### DO THIS
Leave out the pictures and copy everything else below exactly.

⟨

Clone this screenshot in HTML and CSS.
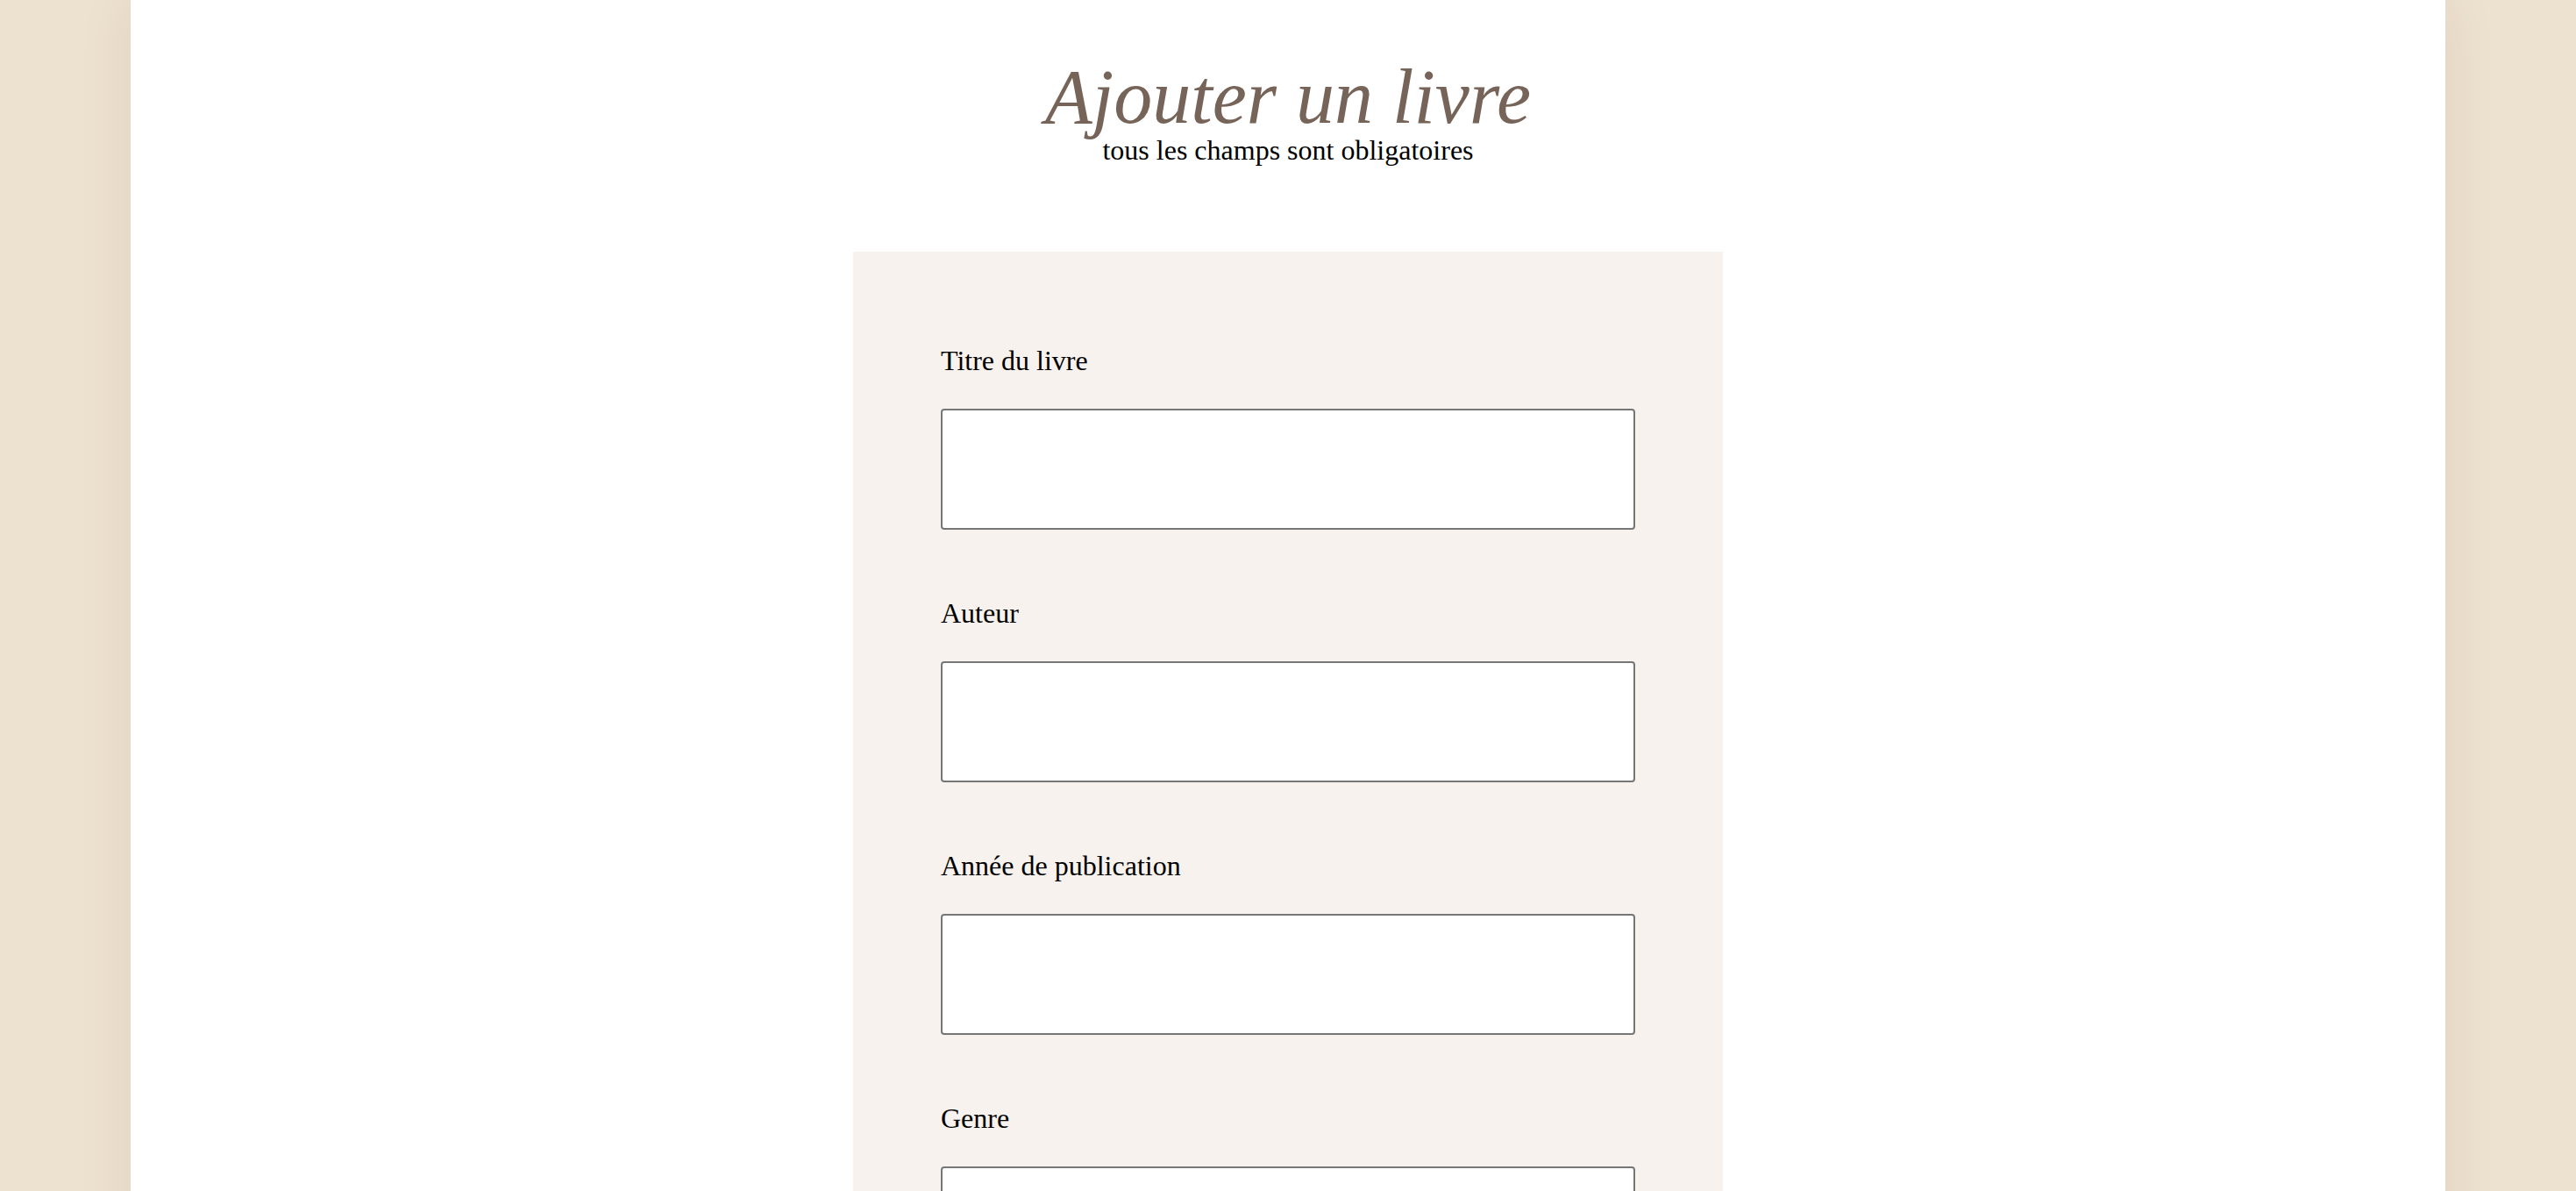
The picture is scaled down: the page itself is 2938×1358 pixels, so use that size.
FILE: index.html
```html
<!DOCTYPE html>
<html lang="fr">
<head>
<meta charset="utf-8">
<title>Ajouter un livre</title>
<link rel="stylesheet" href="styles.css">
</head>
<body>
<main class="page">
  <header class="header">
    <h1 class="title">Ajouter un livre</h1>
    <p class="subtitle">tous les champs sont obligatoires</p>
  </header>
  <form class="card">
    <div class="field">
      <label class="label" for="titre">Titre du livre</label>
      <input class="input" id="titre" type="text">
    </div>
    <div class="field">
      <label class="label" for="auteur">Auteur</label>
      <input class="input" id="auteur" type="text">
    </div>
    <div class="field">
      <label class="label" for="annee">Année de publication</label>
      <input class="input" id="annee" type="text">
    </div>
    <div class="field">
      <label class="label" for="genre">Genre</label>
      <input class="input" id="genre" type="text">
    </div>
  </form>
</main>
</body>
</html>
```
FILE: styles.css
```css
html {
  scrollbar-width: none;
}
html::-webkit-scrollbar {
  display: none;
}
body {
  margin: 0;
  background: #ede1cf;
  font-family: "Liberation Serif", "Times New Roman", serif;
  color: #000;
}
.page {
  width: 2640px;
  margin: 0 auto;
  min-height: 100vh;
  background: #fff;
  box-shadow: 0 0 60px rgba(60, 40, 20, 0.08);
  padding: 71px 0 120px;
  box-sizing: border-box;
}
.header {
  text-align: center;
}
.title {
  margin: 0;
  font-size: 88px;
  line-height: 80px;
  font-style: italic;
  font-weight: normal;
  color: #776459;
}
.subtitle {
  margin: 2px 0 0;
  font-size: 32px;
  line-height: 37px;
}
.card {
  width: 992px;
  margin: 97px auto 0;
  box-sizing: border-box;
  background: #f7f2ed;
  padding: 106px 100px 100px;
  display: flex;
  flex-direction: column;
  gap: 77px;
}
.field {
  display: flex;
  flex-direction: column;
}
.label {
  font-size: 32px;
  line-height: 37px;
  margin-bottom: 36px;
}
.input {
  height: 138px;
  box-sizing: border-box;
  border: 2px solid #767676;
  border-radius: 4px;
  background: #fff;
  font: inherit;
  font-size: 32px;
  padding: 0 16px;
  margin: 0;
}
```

⟩

### EXERCISE ANSWER
Clone this screenshot in HTML and CSS.
The picture is scaled down: the page itself is 2938×1358 pixels, so use that size.
FILE: index.html
```html
<!DOCTYPE html>
<html lang="fr">
<head>
<meta charset="utf-8">
<title>Ajouter un livre</title>
<link rel="stylesheet" href="styles.css">
</head>
<body>
<main class="page">
  <header class="header">
    <h1 class="title">Ajouter un livre</h1>
    <p class="subtitle">tous les champs sont obligatoires</p>
  </header>
  <form class="card">
    <div class="field">
      <label class="label" for="titre">Titre du livre</label>
      <input class="input" id="titre" type="text">
    </div>
    <div class="field">
      <label class="label" for="auteur">Auteur</label>
      <input class="input" id="auteur" type="text">
    </div>
    <div class="field">
      <label class="label" for="annee">Année de publication</label>
      <input class="input" id="annee" type="text">
    </div>
    <div class="field">
      <label class="label" for="genre">Genre</label>
      <input class="input" id="genre" type="text">
    </div>
  </form>
</main>
</body>
</html>
```
FILE: styles.css
```css
html {
  scrollbar-width: none;
}
html::-webkit-scrollbar {
  display: none;
}
body {
  margin: 0;
  background: #ede1cf;
  font-family: "Liberation Serif", "Times New Roman", serif;
  color: #000;
}
.page {
  width: 2640px;
  margin: 0 auto;
  min-height: 100vh;
  background: #fff;
  box-shadow: 0 0 60px rgba(60, 40, 20, 0.08);
  padding: 71px 0 120px;
  box-sizing: border-box;
}
.header {
  text-align: center;
}
.title {
  margin: 0;
  font-size: 88px;
  line-height: 80px;
  font-style: italic;
  font-weight: normal;
  color: #776459;
}
.subtitle {
  margin: 2px 0 0;
  font-size: 32px;
  line-height: 37px;
}
.card {
  width: 992px;
  margin: 97px auto 0;
  box-sizing: border-box;
  background: #f7f2ed;
  padding: 106px 100px 100px;
  display: flex;
  flex-direction: column;
  gap: 77px;
}
.field {
  display: flex;
  flex-direction: column;
}
.label {
  font-size: 32px;
  line-height: 37px;
  margin-bottom: 36px;
}
.input {
  height: 138px;
  box-sizing: border-box;
  border: 2px solid #767676;
  border-radius: 4px;
  background: #fff;
  font: inherit;
  font-size: 32px;
  padding: 0 16px;
  margin: 0;
}
```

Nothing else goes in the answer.